Question

A challenger (Firm 2) is considering entry into the local phone market in the Bay Area. The incumbent (Firm 1), predicts that a price war will result if Firm 2 enters. If Firm 2 stays out, Firm 1 earns monopoly profits valued at $10 million (net present value, or NPV of profits), while Firm 2 earns zero. If Firm 2 enters, it must incur irreversible entry costs of $2 million. If there is a price war, each firm earns $1 million (NPV). Firm 1 always has the option of accommodating entry (i.e., not starting a price war). In such a case, both firms earn $4 million (NPV). Suppose that the timing is such that the Firm 2 first has to choose whether or not to enter the market. Then Firm 1 decides whether to “accommodate entry” or “engage in a price war.”

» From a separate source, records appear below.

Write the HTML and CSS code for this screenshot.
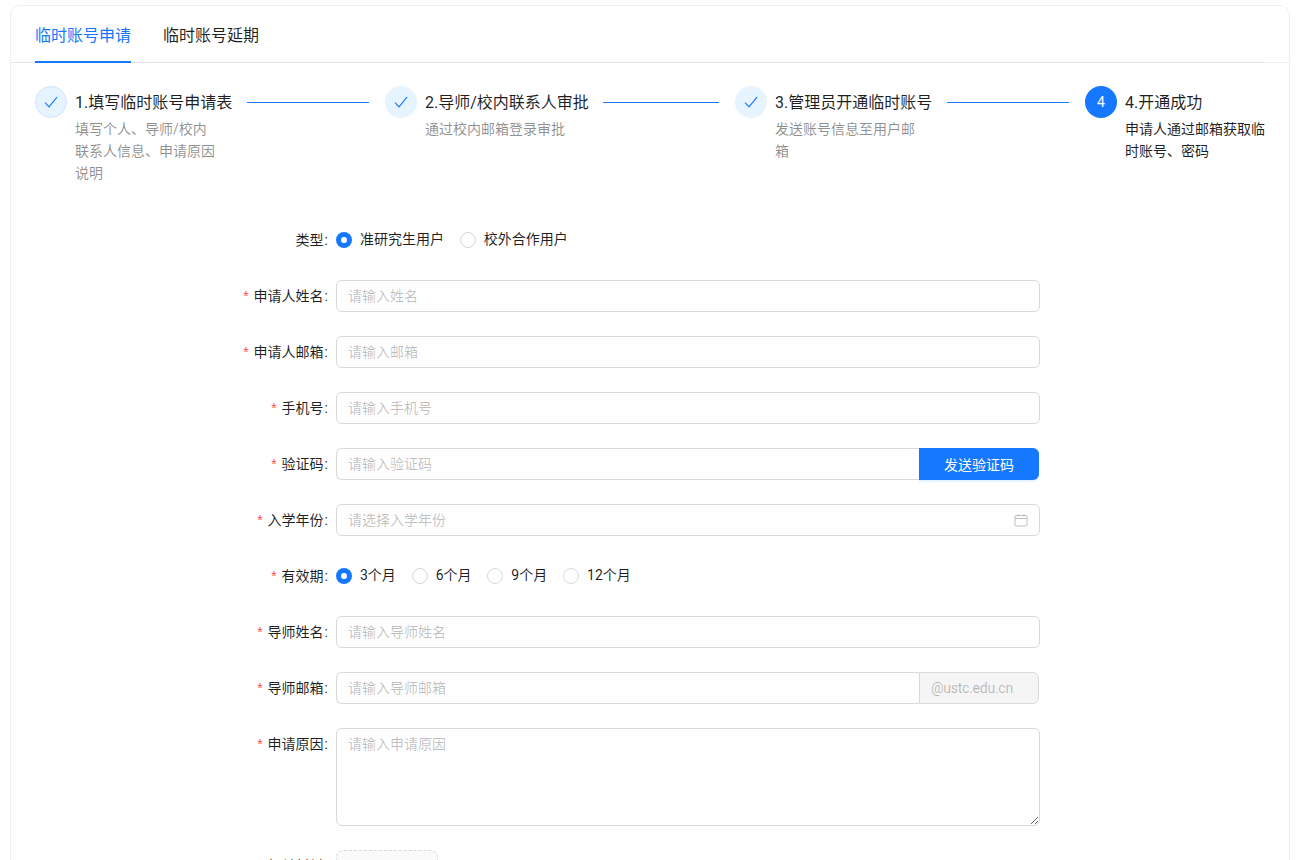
FILE: index.html
```html
<!DOCTYPE html>
<html>
    <head>
        <title>临时账号申请</title>
        <meta name="viewport" content="width=device-width, initial-scale=1">
        <link rel="stylesheet" href="styles.css">
    </head>
    <body>
        <div class="card">
            <!-- Tabs -->
            <div class="tabs-wrap">
                <div class="tabs">
                    <div class="tab active">临时账号申请</div>
                    <div class="tab">临时账号延期</div>
                </div>
            </div>

            <!-- Steps -->
            <div class="steps">
                <div class="step">
                    <div class="step-icon done first">
                        <svg width="14" height="14" viewBox="0 0 14 14"><path d="M1 7.6 L5 11.8 L13 2.2" fill="none" stroke="#1677ff" stroke-width="1.1"/></svg>
                    </div>
                    <div class="step-body">
                        <div class="step-title">1.填写临时账号申请表</div>
                        <div class="step-desc">填写个人、导师/校内联系人信息、申请原因说明</div>
                    </div>
                </div>
                <div class="step">
                    <div class="step-icon done">
                        <svg width="14" height="14" viewBox="0 0 14 14"><path d="M1 7.6 L5 11.8 L13 2.2" fill="none" stroke="#1677ff" stroke-width="1.1"/></svg>
                    </div>
                    <div class="step-body">
                        <div class="step-title">2.导师/校内联系人审批</div>
                        <div class="step-desc">通过校内邮箱登录审批</div>
                    </div>
                </div>
                <div class="step">
                    <div class="step-icon done">
                        <svg width="14" height="14" viewBox="0 0 14 14"><path d="M1 7.6 L5 11.8 L13 2.2" fill="none" stroke="#1677ff" stroke-width="1.1"/></svg>
                    </div>
                    <div class="step-body">
                        <div class="step-title">3.管理员开通临时账号</div>
                        <div class="step-desc">发送账号信息至用户邮箱</div>
                    </div>
                </div>
                <div class="step last">
                    <div class="step-icon current">4</div>
                    <div class="step-body">
                        <div class="step-title">4.开通成功</div>
                        <div class="step-desc current-desc">申请人通过邮箱获取临时账号、密码</div>
                    </div>
                </div>
            </div>

            <!-- Form -->
            <div class="form">
                <div class="row">
                    <label class="label">类型</label>
                    <div class="radios">
                        <span class="radio"><i class="dot checked"></i>准研究生用户</span>
                        <span class="radio"><i class="dot"></i>校外合作用户</span>
                    </div>
                </div>
                <div class="row">
                    <label class="label required">申请人姓名</label>
                    <input class="input" type="text" placeholder="请输入姓名">
                </div>
                <div class="row">
                    <label class="label required">申请人邮箱</label>
                    <input class="input" type="text" placeholder="请输入邮箱">
                </div>
                <div class="row">
                    <label class="label required">手机号</label>
                    <input class="input" type="text" placeholder="请输入手机号">
                </div>
                <div class="row">
                    <label class="label required">验证码</label>
                    <div class="group">
                        <input class="input joined" type="text" placeholder="请输入验证码">
                        <button class="send">发送验证码</button>
                    </div>
                </div>
                <div class="row">
                    <label class="label required">入学年份</label>
                    <div class="picker">
                        <input class="picker-input" type="text" placeholder="请选择入学年份">
                        <svg class="calendar" width="14" height="14" viewBox="0 0 14 14" fill="none" stroke="#bfbfbf" stroke-width="1">
                            <rect x="1" y="2.5" width="12" height="10.5" rx="1"/>
                            <path d="M1 5.5 H13 M4 1 V3.5 M10 1 V3.5"/>
                        </svg>
                    </div>
                </div>
                <div class="row">
                    <label class="label required">有效期</label>
                    <div class="radios">
                        <span class="radio"><i class="dot checked"></i>3个月</span>
                        <span class="radio"><i class="dot"></i>6个月</span>
                        <span class="radio"><i class="dot"></i>9个月</span>
                        <span class="radio"><i class="dot"></i>12个月</span>
                    </div>
                </div>
                <div class="row">
                    <label class="label required">导师姓名</label>
                    <input class="input" type="text" placeholder="请输入导师姓名">
                </div>
                <div class="row">
                    <label class="label required">导师邮箱</label>
                    <div class="group">
                        <input class="input joined" type="text" placeholder="请输入导师邮箱">
                        <span class="addon">@ustc.edu.cn</span>
                    </div>
                </div>
                <div class="row">
                    <label class="label required">申请原因</label>
                    <textarea class="textarea" placeholder="请输入申请原因"></textarea>
                </div>
                <div class="row">
                    <label class="label">相关材料</label>
                    <div class="upload"></div>
                </div>
            </div>
        </div>
    </body>
</html>
```

FILE: styles.css
```css
* {
    box-sizing: border-box;
}
html, body {
    height: 100%;
    overflow: hidden;
}
body {
    margin: 0;
    padding: 5px 9px 0 10px;
    background-color: #fff;
    color: rgba(0, 0, 0, 0.88);
    font-family: Roboto, "Noto Sans CJK SC", sans-serif;
    font-size: 14px;
}
.card {
    border: 1px solid #f0f0f0;
    border-radius: 10px;
    background-color: #fff;
    height: 1100px;
}
.tabs-wrap {
    height: 57px;
    border-bottom: 1px solid #f0f0f0;
}
.tabs {
    display: flex;
    gap: 32px;
    height: 57px;
    margin-right: 24px;
    padding-left: 24px;
    border-bottom: 1px solid #e4e4e4;
}
.tab {
    width: 96px;
    height: 57px;
    font-size: 16px;
    line-height: 59px;
}
.tab.active {
    color: #1677ff;
    border-bottom: 2px solid #1677ff;
}
.steps {
    display: flex;
    height: 161px;
    padding: 23px 24px 0 24px;
}
.step {
    display: flex;
    flex: 0 0 350px;
}
.step.last {
    flex: 0 0 180px;
}
.step-icon {
    flex: none;
    display: flex;
    align-items: center;
    justify-content: center;
    width: 32px;
    height: 32px;
    margin-right: 8px;
    border-radius: 50%;
}
.step-icon.done {
    background-color: #e6f4ff;
}
.step-icon.first {
    border: 1px solid #cfe6ff;
}
.step-icon.current {
    background-color: #1677ff;
    color: #fff;
    font-size: 14px;
}
.step-body {
    flex: 1;
}
.step-title {
    position: relative;
    display: inline-block;
    height: 32px;
    font-size: 16px;
    line-height: 34px;
    padding-right: 15px;
    white-space: nowrap;
}
.step-title::after {
    content: "";
    position: absolute;
    top: 16px;
    left: 100%;
    height: 1px;
    background-color: #1677ff;
}
.step:nth-child(1) .step-title::after {
    width: 122px;
}
.step:nth-child(2) .step-title {
    padding-right: 14px;
}
.step:nth-child(2) .step-title::after {
    width: 116px;
}
.step:nth-child(3) .step-title::after {
    width: 122px;
}
.step.last .step-title::after {
    display: none;
}
.step-desc {
    max-width: 140px;
    color: rgba(0, 0, 0, 0.45);
    line-height: 22px;
}
.step-desc.current-desc {
    color: rgba(0, 0, 0, 0.88);
}
.form {
    width: 1029px;
}
.row {
    display: flex;
    align-items: flex-start;
    margin-bottom: 24px;
}
.label {
    flex: none;
    width: 325px;
    height: 32px;
    line-height: 32px;
    text-align: right;
    white-space: nowrap;
}
.label::after {
    content: ":";
    margin: 0 8px 0 1px;
}
.label.required::before {
    content: "*";
    color: #ff4d4f;
    margin-right: 5px;
    font-family: "Liberation Sans", sans-serif;
}
.radios {
    display: flex;
    height: 32px;
}
.radio {
    display: flex;
    align-items: flex-start;
    height: 32px;
    margin-right: 15.8px;
    line-height: 30px;
}
.dot {
    width: 16px;
    height: 16px;
    margin-top: 8px;
    margin-right: 8px;
    border: 1px solid #d9d9d9;
    border-radius: 50%;
    background-color: #fff;
}
.dot.checked {
    border: 5px solid #1677ff;
}
.input, .textarea, .picker {
    flex: 1;
    min-width: 0;
    border: 1px solid #d9d9d9;
    border-radius: 6px;
    font-family: inherit;
    font-size: 14px;
    outline: none;
}
.input, .picker {
    height: 32px;
    padding: 4px 11px;
}
.input::placeholder, .textarea::placeholder, .picker-input::placeholder {
    color: rgba(0, 0, 0, 0.25);
}
.group {
    flex: 0 0 703px;
    display: flex;
}
.input.joined {
    border-right: none;
    border-radius: 6px 0 0 6px;
}
.send {
    width: 120px;
    height: 32px;
    border: none;
    border-radius: 0 6px 6px 0;
    background-color: #1677ff;
    color: #fff;
    font-family: inherit;
    font-size: 14px;
    box-shadow: 0 2px 0 rgba(5, 145, 255, 0.1);
}
.addon {
    width: 120px;
    height: 32px;
    padding: 0 11px;
    border: 1px solid #d9d9d9;
    border-radius: 0 6px 6px 0;
    background-color: rgba(0, 0, 0, 0.04);
    color: rgba(0, 0, 0, 0.25);
    letter-spacing: -0.25px;
    line-height: 30px;
}
.picker {
    display: flex;
    align-items: center;
    justify-content: space-between;
}
.picker-input {
    flex: 1;
    border: none;
    outline: none;
    padding: 0;
    font-family: inherit;
    font-size: 14px;
}
.textarea {
    height: 98px;
    padding: 4px 11px;
    line-height: 22px;
}
.upload {
    width: 102px;
    height: 102px;
    border: 1px dashed #d9d9d9;
    border-radius: 8px;
    background-color: rgba(0, 0, 0, 0.02);
}
```
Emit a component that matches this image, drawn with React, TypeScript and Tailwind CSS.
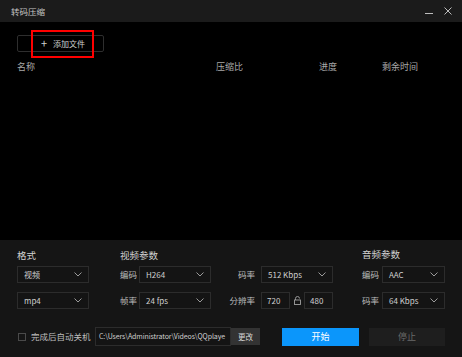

What is the subgame perfect equilibrium outcome for this sequential game? (Set up a game tree.)

Answer 1

The game tree in the first page shows that firm 2 will make the first move and thats why he has been given two options either to enter the market or not enter the market. Fter his decision firm 1 will make the decision to either accomodate the entry or start a price war with firm 2.

Payoffs:

Firm1 accomodates, firm2 enters = 4,4

Firm1 wars, firm 2 enters = (1,-1). Reason- Initial fixed cost of firm 2 to enter the market = 2 millions and the profit both will make after the price war = 1 million. Therefore, 1-2 = -1.And 1 for the firm 1 as he dosen't have to pay any costs.

Firm2 do not enter = 10,0.

There will be 2 pure strategy equilibriums and after solving through the subgames by the method of backward induction, we see that the only subgame perfect nash equilibrium is (accomodate,enter).